**What needs to be done**
Below are some records. Retype exactly the lines from the one containing "Write the React, TypeScript" through the one containing "type Mode = 'sound' | 'vibration' | 'silent';", both included, skipping every picture.
begin Entries supplied
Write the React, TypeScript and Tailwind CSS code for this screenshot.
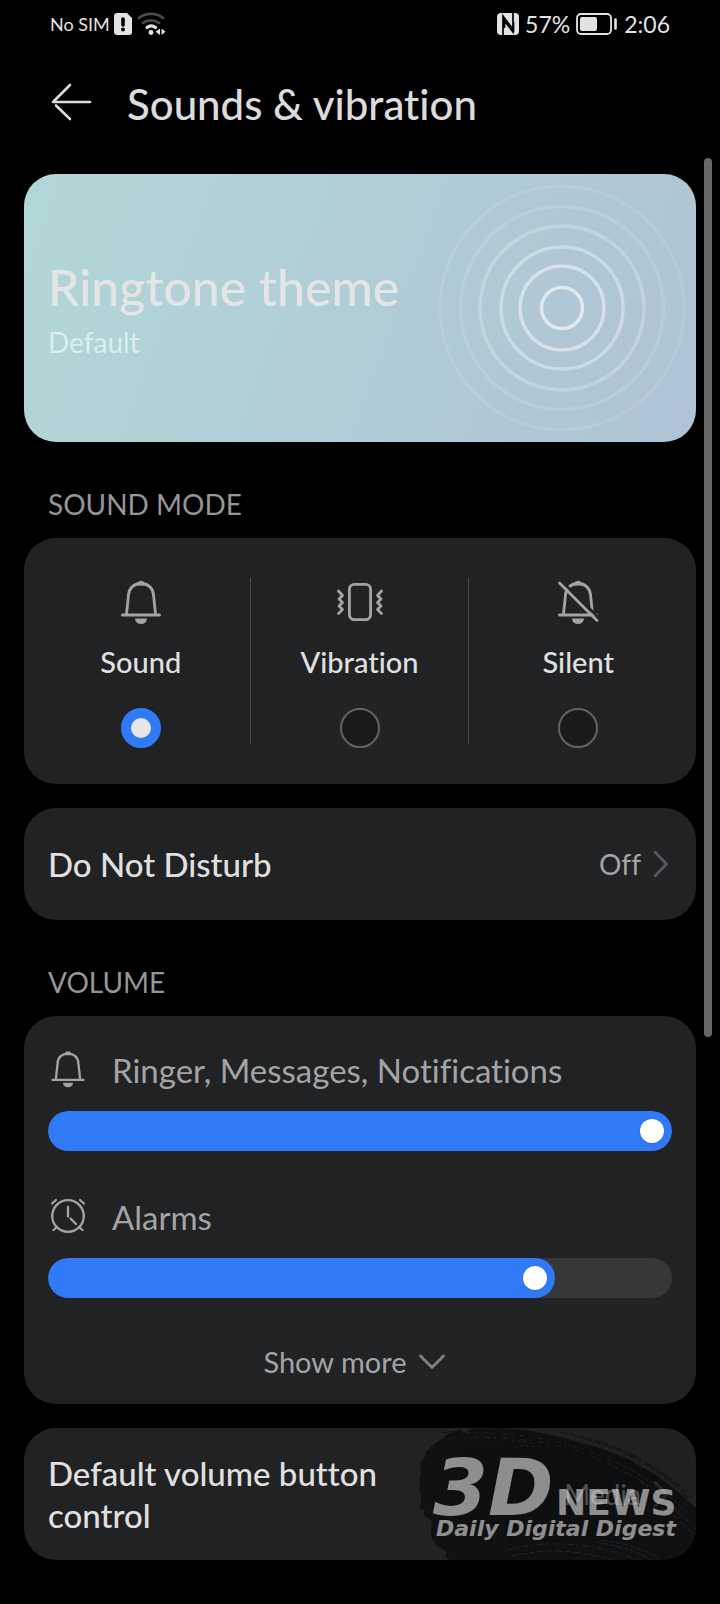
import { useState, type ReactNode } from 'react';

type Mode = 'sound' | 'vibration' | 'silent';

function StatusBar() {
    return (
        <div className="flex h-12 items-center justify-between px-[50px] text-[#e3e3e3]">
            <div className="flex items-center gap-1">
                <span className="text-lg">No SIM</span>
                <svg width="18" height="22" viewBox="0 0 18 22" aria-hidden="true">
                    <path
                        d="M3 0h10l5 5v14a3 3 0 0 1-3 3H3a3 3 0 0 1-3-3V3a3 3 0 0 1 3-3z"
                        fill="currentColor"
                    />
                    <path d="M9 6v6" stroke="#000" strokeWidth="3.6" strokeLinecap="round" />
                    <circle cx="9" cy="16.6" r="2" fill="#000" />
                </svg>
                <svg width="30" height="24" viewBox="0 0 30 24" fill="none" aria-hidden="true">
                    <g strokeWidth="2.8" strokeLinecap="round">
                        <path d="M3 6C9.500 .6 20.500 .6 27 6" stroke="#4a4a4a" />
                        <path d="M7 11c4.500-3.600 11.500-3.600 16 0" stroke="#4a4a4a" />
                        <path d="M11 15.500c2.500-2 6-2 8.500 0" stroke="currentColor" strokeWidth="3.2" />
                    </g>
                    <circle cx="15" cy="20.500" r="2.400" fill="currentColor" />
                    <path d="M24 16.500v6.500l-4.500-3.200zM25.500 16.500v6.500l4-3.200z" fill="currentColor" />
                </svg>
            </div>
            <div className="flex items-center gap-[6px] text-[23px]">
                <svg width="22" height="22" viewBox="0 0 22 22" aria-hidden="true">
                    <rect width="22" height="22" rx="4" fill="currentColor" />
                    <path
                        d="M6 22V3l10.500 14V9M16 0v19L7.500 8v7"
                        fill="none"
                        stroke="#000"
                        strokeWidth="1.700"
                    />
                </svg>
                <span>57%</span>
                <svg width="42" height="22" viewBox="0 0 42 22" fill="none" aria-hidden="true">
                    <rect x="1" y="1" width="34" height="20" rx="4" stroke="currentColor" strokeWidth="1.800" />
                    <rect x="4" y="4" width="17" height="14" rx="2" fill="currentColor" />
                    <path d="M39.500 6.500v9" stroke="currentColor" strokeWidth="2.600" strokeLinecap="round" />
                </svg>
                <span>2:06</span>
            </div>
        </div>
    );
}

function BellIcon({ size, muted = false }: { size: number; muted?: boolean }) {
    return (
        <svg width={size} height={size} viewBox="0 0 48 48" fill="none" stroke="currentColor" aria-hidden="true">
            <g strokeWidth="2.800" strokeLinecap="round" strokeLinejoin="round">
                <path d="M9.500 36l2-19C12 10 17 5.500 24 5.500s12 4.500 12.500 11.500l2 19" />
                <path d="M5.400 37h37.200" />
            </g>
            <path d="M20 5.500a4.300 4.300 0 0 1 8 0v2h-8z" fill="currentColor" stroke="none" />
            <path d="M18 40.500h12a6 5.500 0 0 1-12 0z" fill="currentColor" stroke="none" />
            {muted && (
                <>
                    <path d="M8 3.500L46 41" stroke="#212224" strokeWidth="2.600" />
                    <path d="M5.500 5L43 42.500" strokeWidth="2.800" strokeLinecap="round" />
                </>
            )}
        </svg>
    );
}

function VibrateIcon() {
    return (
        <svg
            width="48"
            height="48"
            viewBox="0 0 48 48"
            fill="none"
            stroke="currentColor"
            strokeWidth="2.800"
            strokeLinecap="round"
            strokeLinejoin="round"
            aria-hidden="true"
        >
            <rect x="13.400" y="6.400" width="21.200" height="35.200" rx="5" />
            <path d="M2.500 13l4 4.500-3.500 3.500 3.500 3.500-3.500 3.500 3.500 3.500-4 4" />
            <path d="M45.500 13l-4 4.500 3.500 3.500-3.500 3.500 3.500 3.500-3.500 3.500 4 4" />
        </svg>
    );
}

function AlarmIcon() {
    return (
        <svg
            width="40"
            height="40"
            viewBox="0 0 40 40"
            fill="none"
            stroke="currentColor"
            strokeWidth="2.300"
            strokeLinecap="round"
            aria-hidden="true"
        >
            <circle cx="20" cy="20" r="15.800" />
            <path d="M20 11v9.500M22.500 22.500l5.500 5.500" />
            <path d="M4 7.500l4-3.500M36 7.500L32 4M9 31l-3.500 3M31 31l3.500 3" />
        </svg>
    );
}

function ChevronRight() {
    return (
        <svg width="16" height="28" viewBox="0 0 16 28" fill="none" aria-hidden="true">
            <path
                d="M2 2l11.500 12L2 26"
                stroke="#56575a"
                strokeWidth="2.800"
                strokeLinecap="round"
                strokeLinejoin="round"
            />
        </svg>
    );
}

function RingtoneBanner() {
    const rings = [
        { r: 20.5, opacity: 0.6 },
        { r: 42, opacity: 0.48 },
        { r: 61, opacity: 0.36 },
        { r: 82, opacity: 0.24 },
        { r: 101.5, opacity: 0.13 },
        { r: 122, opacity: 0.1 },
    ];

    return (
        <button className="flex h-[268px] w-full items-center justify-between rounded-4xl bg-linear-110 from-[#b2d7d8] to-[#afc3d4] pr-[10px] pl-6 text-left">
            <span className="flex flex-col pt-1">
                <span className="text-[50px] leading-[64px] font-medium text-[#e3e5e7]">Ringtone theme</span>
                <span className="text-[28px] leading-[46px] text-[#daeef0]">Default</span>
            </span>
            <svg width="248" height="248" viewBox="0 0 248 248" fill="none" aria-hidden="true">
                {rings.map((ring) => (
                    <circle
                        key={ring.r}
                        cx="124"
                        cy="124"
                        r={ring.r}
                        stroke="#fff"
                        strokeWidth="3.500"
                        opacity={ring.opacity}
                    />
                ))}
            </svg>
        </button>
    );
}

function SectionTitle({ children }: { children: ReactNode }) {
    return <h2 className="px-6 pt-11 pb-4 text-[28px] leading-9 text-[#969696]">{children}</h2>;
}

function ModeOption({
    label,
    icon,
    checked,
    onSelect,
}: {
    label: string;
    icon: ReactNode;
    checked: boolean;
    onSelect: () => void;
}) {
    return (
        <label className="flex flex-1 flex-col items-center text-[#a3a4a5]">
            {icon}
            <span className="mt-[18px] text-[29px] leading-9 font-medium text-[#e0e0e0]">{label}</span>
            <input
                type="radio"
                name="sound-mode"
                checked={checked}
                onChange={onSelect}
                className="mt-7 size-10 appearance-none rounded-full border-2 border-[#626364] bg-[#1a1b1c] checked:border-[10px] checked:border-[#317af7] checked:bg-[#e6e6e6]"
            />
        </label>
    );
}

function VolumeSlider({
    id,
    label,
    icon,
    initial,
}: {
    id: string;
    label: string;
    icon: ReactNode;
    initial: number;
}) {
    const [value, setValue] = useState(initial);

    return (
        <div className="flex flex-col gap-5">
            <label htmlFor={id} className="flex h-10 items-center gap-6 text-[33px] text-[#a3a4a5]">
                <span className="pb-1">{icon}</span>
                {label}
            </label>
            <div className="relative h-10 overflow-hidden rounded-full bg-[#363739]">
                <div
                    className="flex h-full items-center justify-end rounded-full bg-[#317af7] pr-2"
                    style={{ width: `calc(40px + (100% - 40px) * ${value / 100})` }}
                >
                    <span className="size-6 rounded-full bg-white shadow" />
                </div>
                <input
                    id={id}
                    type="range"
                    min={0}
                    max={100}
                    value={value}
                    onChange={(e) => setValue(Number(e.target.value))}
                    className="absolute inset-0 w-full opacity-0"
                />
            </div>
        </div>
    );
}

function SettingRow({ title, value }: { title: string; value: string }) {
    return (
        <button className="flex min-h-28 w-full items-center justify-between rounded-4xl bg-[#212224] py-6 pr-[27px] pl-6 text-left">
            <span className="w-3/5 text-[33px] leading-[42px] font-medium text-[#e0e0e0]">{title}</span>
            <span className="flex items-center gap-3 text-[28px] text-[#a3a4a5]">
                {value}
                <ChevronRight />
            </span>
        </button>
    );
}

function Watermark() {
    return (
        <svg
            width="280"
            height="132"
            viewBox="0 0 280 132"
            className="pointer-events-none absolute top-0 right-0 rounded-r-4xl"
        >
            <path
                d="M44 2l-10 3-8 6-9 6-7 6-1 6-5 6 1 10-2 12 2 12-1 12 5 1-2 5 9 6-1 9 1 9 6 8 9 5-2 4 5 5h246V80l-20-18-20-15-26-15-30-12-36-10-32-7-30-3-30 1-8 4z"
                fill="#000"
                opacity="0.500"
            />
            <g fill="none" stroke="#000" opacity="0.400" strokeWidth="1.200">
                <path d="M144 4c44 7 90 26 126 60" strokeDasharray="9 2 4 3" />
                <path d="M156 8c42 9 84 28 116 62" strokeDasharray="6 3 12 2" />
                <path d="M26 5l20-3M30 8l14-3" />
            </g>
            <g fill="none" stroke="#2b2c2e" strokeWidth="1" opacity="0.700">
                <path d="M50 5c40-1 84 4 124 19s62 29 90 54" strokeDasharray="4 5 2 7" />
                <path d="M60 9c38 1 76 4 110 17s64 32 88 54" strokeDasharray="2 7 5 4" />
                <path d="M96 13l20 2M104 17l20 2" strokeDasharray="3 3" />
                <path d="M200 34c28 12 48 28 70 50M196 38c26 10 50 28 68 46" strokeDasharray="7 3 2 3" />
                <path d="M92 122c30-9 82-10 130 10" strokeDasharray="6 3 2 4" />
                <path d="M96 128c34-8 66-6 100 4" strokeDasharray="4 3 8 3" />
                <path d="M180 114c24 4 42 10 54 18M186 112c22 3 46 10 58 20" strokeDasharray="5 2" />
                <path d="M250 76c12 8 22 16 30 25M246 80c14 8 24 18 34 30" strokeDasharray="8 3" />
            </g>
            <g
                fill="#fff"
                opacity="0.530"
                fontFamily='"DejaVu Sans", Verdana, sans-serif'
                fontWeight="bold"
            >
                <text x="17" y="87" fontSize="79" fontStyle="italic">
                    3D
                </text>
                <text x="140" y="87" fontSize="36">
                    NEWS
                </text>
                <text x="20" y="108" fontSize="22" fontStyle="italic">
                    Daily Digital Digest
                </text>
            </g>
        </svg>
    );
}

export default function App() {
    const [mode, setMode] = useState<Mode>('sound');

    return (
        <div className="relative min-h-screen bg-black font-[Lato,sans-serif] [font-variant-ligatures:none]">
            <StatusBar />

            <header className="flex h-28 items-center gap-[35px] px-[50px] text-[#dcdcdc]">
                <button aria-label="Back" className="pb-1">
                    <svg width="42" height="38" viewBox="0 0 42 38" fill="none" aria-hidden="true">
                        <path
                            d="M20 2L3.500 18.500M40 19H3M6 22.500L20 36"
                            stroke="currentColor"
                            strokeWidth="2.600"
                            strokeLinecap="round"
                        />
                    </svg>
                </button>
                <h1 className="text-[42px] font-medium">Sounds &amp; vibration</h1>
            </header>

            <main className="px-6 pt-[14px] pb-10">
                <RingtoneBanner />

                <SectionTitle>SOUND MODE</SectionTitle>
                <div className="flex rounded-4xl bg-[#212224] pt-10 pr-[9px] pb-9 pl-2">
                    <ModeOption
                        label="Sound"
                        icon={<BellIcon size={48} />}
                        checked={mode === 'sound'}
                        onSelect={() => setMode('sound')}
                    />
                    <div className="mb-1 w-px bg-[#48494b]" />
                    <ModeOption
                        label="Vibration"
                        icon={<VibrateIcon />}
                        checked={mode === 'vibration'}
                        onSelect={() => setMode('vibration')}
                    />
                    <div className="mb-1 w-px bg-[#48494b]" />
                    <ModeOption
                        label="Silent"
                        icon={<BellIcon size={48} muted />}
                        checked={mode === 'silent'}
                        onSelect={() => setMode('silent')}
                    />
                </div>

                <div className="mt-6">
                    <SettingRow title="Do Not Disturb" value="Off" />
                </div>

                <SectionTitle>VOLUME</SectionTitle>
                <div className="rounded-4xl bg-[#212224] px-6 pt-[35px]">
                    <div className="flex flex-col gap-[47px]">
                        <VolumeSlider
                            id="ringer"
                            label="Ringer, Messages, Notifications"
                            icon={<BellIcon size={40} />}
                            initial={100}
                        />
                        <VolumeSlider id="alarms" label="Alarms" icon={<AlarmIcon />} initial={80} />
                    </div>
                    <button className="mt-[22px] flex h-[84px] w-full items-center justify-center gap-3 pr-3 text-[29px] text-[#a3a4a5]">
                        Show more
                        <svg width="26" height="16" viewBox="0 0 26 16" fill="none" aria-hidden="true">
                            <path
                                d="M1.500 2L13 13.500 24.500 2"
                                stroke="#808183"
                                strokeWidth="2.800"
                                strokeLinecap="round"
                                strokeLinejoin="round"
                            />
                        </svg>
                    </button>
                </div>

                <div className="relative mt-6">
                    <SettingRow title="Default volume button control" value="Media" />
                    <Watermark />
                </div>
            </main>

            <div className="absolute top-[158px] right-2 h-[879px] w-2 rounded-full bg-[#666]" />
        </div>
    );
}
end Entries supplied
begin Entries supplied
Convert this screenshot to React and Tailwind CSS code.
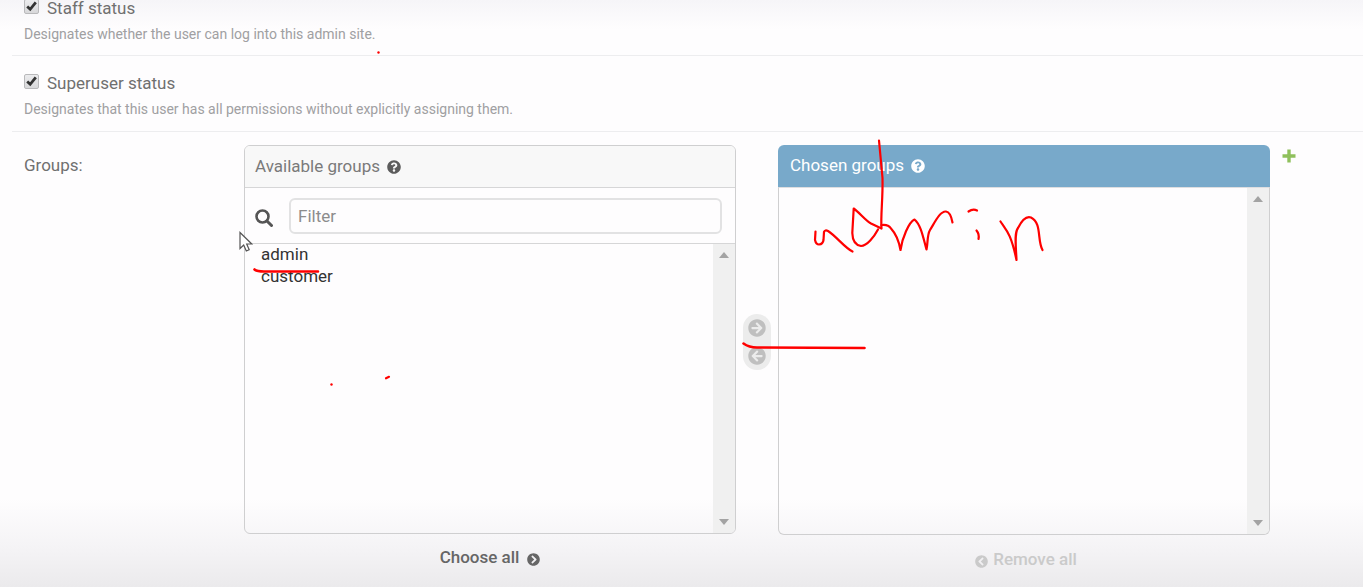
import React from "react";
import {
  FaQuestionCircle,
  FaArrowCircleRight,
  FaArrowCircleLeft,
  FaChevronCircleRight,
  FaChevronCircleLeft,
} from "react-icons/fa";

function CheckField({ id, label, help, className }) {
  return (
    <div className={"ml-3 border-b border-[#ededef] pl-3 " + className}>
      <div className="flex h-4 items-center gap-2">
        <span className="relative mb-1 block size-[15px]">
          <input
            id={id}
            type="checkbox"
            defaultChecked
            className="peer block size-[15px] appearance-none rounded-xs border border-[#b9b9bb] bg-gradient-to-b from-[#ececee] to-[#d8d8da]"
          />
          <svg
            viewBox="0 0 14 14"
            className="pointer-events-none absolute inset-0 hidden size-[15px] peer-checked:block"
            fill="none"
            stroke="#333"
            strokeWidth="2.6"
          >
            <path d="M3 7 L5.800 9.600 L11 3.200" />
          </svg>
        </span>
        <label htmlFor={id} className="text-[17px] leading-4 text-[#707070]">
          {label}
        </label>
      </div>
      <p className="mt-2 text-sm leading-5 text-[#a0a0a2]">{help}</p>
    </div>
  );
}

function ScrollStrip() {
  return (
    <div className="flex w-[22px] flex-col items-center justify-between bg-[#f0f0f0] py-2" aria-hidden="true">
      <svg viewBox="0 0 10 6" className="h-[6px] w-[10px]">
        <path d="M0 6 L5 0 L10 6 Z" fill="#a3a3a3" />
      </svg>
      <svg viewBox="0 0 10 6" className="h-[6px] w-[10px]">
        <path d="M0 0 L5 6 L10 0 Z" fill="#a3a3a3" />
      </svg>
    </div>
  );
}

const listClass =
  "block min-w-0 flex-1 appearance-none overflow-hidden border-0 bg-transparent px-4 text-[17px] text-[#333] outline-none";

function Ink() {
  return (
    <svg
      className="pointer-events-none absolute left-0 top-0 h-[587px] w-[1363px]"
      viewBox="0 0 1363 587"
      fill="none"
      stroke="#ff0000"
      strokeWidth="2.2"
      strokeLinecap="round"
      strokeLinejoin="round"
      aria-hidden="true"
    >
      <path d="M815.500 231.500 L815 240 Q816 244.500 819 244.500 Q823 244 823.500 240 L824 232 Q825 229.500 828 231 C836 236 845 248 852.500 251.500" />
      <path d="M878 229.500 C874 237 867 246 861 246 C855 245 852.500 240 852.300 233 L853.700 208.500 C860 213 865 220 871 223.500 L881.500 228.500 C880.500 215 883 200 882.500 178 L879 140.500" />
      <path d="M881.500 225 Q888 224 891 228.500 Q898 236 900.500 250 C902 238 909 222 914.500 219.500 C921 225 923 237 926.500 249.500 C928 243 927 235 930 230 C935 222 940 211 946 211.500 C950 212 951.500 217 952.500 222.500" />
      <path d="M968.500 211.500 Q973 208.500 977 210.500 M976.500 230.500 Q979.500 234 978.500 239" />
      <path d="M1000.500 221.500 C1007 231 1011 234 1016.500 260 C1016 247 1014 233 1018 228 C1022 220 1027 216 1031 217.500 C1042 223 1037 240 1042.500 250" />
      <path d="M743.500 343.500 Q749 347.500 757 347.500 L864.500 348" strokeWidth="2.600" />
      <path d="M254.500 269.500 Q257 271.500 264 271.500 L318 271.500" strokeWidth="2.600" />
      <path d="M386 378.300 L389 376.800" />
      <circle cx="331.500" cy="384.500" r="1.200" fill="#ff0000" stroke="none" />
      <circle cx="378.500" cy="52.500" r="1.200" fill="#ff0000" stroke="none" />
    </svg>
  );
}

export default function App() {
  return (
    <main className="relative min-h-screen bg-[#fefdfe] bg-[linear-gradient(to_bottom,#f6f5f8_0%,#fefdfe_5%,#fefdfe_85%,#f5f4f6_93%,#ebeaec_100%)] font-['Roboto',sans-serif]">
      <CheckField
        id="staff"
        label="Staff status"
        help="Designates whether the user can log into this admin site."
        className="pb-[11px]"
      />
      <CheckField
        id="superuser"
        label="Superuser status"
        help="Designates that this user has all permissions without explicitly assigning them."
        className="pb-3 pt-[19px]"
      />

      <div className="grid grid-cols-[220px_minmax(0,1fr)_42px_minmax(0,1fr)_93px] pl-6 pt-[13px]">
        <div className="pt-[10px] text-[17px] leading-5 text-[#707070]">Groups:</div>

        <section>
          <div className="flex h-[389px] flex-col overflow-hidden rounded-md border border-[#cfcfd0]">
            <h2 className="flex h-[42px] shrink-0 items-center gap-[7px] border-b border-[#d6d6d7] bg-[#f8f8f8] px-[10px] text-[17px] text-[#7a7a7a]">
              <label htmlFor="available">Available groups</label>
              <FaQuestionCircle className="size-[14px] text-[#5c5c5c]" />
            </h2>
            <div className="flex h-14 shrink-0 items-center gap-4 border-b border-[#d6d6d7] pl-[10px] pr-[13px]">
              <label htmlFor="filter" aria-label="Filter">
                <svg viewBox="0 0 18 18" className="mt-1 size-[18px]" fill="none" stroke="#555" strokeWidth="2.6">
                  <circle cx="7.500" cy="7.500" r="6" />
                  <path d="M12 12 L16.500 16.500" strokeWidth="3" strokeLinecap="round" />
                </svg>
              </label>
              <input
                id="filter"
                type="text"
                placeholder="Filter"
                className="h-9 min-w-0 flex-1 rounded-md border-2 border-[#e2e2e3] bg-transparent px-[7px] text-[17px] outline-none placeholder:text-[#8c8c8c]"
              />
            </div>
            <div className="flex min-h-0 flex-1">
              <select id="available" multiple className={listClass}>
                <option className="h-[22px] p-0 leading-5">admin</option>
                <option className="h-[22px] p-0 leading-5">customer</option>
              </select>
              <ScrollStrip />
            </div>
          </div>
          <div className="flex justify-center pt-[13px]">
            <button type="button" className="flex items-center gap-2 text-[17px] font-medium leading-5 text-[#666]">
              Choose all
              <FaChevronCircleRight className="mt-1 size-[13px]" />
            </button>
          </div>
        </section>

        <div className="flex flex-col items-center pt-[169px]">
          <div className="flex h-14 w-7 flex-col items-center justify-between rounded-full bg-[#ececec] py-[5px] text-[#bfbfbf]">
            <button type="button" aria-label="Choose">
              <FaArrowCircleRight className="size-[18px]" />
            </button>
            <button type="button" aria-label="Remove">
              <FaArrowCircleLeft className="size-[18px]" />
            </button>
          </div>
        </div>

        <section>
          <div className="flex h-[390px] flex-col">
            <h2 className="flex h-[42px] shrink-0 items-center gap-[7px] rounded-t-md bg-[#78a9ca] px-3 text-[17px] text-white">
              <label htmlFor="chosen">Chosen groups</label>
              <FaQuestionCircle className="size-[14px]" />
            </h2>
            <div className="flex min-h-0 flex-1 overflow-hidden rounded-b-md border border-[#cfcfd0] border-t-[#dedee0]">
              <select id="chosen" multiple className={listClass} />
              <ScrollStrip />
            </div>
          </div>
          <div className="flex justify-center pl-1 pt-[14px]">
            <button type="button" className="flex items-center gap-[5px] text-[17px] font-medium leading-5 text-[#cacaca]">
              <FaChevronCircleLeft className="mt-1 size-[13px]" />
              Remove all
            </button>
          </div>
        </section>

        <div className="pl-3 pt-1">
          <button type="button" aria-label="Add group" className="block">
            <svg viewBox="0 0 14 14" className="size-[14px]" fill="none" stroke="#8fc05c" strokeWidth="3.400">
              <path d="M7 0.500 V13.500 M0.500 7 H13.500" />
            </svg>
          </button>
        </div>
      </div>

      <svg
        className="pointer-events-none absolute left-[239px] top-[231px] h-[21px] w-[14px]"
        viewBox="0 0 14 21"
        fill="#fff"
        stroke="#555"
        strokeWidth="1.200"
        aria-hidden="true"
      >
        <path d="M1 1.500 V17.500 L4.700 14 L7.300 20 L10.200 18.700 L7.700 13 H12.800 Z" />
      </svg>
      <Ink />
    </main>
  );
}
end Entries supplied
**Completed task**
Write the React, TypeScript and Tailwind CSS code for this screenshot.
import { useState, type ReactNode } from 'react';

type Mode = 'sound' | 'vibration' | 'silent';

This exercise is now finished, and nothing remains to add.